▸ **REQUIRED TASK**
Using the entries shown below, output the line containing "Reproduce this screenshot", the line containing "Inter, 'Noto Sans", and every line between them, exactly. Pictures are omitted.

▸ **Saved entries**
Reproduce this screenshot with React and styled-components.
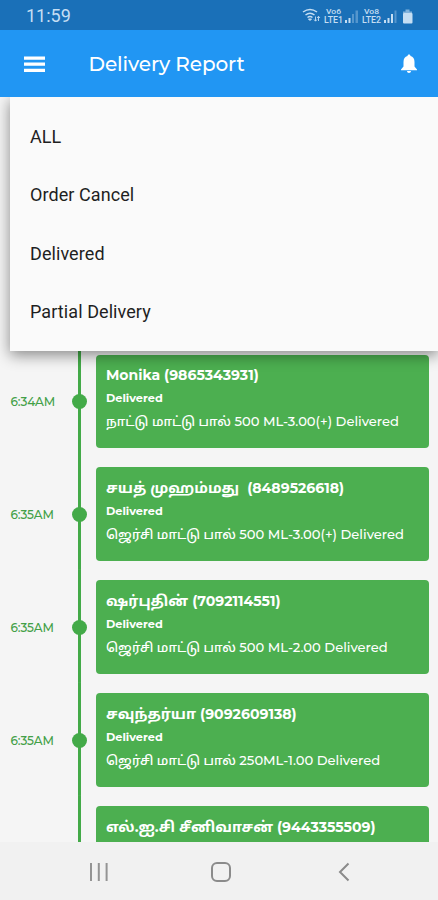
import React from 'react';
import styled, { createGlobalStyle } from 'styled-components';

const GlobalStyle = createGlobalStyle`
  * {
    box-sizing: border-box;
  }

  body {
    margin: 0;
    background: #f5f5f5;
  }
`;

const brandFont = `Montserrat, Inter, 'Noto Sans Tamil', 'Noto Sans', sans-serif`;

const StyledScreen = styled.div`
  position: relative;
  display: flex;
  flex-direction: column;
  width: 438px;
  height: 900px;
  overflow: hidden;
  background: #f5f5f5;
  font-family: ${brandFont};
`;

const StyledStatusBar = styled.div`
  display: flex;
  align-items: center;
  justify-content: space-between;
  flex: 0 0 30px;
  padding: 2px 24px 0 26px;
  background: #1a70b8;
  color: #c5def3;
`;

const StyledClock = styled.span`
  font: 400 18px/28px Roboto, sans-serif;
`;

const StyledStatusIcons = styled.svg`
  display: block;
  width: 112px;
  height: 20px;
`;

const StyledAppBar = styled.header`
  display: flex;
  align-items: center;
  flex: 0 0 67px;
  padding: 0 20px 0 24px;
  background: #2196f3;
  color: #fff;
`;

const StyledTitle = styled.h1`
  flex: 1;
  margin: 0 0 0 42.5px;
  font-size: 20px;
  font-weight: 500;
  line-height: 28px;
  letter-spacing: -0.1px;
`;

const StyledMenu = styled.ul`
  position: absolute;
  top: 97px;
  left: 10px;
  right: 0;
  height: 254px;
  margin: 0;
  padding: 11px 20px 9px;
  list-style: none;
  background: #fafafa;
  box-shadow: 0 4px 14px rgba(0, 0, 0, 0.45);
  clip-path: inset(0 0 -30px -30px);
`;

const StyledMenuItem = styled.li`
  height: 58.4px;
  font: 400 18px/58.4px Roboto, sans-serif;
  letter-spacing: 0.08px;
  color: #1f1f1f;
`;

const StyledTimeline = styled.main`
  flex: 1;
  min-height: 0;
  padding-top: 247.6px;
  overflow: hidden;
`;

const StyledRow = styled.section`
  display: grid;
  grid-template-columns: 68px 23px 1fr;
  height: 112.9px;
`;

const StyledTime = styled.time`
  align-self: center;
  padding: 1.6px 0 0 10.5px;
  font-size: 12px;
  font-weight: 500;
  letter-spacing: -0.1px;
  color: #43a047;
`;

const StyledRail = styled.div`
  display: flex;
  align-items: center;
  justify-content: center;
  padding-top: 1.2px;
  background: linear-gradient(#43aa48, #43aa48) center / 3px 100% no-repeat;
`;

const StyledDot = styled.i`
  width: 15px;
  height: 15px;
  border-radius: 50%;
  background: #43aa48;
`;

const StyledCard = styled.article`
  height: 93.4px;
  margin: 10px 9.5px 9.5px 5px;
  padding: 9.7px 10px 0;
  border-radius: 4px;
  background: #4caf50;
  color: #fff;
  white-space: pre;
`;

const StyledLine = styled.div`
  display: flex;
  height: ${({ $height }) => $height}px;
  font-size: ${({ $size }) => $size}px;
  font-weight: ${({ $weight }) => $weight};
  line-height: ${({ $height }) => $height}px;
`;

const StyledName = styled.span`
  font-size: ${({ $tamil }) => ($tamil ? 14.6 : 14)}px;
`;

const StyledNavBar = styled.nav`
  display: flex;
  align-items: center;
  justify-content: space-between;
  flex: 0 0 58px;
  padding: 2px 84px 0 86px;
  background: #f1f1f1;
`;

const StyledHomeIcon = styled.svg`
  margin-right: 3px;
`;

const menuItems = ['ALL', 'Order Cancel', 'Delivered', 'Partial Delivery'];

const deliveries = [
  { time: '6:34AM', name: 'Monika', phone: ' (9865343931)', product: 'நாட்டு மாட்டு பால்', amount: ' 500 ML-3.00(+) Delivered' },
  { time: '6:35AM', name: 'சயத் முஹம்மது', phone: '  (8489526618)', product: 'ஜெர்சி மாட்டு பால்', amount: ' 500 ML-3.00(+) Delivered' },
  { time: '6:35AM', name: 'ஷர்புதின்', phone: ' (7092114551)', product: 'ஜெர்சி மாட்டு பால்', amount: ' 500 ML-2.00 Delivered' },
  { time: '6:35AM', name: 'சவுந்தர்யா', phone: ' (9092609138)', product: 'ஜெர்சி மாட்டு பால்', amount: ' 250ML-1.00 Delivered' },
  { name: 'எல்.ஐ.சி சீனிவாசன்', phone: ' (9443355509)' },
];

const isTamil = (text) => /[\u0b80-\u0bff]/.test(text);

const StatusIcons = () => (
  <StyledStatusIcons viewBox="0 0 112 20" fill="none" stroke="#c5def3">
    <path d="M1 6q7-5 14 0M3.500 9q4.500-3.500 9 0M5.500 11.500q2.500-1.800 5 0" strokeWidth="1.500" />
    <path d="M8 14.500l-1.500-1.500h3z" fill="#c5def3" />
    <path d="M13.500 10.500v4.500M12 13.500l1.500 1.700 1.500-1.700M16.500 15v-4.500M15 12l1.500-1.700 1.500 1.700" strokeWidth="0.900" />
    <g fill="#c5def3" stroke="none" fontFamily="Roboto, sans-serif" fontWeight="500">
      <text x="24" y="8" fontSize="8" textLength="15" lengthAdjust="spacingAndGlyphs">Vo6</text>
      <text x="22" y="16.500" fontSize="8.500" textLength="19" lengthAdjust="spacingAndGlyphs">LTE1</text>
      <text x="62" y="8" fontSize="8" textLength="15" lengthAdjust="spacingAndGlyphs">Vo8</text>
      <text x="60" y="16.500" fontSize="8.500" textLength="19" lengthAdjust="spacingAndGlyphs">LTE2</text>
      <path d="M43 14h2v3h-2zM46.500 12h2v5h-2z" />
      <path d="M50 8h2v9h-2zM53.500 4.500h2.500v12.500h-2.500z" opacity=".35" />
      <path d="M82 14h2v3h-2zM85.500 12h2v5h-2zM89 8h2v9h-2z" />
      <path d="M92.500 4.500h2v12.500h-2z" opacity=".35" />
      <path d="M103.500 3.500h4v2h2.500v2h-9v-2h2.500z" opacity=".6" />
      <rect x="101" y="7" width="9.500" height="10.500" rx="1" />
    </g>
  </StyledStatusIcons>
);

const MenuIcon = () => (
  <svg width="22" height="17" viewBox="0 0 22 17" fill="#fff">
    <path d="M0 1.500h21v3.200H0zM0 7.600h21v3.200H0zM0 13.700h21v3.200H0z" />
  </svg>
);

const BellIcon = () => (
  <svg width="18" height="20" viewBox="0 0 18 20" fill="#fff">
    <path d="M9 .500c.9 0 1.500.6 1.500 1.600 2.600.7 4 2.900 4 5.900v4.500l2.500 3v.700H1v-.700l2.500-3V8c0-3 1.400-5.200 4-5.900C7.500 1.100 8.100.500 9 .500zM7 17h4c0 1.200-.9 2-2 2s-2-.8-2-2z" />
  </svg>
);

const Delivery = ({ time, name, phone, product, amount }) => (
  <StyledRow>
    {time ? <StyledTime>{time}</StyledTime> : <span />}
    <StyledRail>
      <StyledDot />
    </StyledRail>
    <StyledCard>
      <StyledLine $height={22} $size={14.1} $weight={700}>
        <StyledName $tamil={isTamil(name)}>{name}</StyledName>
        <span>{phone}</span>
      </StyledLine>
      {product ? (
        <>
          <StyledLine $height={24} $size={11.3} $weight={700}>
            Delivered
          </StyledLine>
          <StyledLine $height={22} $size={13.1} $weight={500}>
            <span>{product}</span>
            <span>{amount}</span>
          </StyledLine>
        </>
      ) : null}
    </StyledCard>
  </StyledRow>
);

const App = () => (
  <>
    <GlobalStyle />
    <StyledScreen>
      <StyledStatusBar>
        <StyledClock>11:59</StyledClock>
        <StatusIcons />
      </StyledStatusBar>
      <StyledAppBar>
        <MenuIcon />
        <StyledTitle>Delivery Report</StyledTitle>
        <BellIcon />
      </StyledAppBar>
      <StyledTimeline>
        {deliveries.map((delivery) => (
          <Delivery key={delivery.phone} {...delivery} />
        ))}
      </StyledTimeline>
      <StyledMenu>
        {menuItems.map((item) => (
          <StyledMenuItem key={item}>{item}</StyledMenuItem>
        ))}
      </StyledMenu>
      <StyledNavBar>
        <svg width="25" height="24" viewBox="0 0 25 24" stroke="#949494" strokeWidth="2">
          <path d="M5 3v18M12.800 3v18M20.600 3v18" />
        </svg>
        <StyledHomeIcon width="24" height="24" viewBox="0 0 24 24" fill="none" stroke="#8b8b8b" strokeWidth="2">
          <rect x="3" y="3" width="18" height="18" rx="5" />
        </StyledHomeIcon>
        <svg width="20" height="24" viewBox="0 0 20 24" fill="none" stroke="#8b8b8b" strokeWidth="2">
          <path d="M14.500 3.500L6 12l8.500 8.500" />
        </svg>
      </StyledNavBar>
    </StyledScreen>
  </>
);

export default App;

---

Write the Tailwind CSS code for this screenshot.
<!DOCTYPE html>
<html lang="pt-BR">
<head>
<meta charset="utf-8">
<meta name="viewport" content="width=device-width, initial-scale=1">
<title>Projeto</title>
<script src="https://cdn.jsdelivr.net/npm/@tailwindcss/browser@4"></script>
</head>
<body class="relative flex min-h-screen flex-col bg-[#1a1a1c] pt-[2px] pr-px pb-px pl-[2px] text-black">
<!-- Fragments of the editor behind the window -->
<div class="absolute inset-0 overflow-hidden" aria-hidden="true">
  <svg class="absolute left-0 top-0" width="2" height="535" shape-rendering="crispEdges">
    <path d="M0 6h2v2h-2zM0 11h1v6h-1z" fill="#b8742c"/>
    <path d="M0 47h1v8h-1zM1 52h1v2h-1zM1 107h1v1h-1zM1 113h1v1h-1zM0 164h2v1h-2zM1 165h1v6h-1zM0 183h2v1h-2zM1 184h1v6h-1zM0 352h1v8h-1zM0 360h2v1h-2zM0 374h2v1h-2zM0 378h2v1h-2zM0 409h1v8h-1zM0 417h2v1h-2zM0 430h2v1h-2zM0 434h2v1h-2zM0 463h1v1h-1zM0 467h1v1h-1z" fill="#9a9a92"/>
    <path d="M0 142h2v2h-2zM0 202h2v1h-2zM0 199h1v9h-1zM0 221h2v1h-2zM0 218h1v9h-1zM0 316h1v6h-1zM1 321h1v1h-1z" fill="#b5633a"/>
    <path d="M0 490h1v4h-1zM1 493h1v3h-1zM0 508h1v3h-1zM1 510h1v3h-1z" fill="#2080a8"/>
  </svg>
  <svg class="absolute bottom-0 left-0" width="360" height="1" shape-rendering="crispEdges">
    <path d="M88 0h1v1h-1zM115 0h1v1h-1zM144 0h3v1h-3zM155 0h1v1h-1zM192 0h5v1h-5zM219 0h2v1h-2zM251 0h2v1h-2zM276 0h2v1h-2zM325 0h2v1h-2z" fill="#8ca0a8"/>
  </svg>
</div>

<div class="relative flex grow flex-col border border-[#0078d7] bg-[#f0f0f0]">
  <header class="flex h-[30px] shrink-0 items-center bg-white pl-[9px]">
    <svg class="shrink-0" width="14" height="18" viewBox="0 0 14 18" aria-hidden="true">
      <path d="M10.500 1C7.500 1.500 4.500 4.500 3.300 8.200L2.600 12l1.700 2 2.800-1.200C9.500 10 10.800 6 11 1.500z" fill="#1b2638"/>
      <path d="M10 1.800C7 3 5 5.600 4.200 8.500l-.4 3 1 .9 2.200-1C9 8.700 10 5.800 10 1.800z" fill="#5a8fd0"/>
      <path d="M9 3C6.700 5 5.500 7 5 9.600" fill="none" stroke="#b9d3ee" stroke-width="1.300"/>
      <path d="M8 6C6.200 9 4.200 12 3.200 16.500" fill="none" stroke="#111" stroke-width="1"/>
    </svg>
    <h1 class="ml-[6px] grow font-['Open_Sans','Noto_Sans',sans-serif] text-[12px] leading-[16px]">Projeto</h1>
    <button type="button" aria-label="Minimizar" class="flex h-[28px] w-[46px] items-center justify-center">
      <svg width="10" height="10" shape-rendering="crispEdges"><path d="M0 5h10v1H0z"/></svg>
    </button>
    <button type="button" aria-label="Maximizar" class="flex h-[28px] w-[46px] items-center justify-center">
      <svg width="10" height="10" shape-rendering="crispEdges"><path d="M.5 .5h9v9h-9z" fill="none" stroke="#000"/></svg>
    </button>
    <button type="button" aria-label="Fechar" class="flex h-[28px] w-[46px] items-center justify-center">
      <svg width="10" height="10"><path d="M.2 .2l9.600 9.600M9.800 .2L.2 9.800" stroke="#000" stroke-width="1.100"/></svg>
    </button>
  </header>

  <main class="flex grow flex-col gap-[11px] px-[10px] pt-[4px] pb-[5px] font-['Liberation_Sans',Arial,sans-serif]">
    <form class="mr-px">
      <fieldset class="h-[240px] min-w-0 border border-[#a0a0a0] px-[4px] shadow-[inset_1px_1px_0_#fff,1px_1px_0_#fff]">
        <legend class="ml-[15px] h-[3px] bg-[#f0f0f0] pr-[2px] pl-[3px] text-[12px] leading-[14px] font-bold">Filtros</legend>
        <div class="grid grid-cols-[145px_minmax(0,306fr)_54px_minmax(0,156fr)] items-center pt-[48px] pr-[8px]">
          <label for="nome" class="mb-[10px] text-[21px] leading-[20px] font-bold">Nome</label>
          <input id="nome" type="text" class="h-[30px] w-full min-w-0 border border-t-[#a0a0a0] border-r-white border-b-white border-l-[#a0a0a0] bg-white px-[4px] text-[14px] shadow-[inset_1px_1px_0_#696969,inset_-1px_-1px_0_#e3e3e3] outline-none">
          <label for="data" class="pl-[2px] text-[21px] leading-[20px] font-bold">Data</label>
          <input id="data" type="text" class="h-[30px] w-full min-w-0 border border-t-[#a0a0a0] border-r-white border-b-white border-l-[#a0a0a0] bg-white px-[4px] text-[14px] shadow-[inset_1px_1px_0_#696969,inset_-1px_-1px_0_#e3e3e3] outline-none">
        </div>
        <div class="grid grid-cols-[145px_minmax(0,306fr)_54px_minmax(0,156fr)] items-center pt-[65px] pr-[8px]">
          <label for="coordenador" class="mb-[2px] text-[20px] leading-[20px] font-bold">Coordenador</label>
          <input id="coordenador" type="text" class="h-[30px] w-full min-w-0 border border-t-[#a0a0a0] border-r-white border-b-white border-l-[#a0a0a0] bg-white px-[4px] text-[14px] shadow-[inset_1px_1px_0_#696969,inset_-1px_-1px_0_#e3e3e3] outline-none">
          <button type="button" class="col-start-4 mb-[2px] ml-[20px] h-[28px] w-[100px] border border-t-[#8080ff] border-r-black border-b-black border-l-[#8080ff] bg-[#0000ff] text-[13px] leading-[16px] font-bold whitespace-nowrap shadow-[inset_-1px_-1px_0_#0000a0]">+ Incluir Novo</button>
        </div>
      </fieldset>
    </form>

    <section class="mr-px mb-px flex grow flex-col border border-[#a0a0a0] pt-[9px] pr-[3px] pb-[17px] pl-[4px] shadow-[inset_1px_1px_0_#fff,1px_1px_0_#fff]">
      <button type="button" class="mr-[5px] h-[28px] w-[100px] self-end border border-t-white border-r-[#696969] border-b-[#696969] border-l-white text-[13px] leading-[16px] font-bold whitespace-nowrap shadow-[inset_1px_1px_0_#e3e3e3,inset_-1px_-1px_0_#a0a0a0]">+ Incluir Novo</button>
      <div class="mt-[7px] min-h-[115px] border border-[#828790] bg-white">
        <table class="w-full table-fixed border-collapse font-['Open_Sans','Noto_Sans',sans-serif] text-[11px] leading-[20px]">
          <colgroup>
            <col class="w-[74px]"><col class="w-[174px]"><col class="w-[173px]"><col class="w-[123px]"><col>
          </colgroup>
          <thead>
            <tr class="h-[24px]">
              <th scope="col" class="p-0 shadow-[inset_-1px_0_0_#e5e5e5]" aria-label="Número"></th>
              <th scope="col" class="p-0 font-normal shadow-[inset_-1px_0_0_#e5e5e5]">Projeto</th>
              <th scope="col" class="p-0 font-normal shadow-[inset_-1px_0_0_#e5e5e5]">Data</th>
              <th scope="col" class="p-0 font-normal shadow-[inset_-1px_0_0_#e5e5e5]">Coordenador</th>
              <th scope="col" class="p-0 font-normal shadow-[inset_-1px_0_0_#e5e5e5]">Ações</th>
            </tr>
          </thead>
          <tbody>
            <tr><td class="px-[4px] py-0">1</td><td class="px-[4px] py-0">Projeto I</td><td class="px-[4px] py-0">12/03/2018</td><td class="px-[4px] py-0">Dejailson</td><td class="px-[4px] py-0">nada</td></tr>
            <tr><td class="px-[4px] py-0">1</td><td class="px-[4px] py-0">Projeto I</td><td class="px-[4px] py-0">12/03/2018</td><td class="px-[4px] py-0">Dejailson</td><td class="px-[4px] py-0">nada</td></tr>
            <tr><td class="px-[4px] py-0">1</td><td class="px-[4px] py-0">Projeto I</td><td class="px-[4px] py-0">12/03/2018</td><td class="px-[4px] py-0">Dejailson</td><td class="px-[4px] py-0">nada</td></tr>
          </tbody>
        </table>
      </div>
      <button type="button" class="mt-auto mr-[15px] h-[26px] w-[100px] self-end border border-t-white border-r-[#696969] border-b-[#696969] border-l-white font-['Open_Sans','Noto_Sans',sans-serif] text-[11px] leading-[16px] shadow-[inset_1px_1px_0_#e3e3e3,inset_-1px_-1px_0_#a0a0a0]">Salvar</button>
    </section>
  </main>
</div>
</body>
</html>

▸ **COMPLETE OUTPUT**
Reproduce this screenshot with React and styled-components.
import React from 'react';
import styled, { createGlobalStyle } from 'styled-components';

const GlobalStyle = createGlobalStyle`
  * {
    box-sizing: border-box;
  }

  body {
    margin: 0;
    background: #f5f5f5;
  }
`;

const brandFont = `Montserrat, Inter, 'Noto Sans Tamil', 'Noto Sans', sans-serif`;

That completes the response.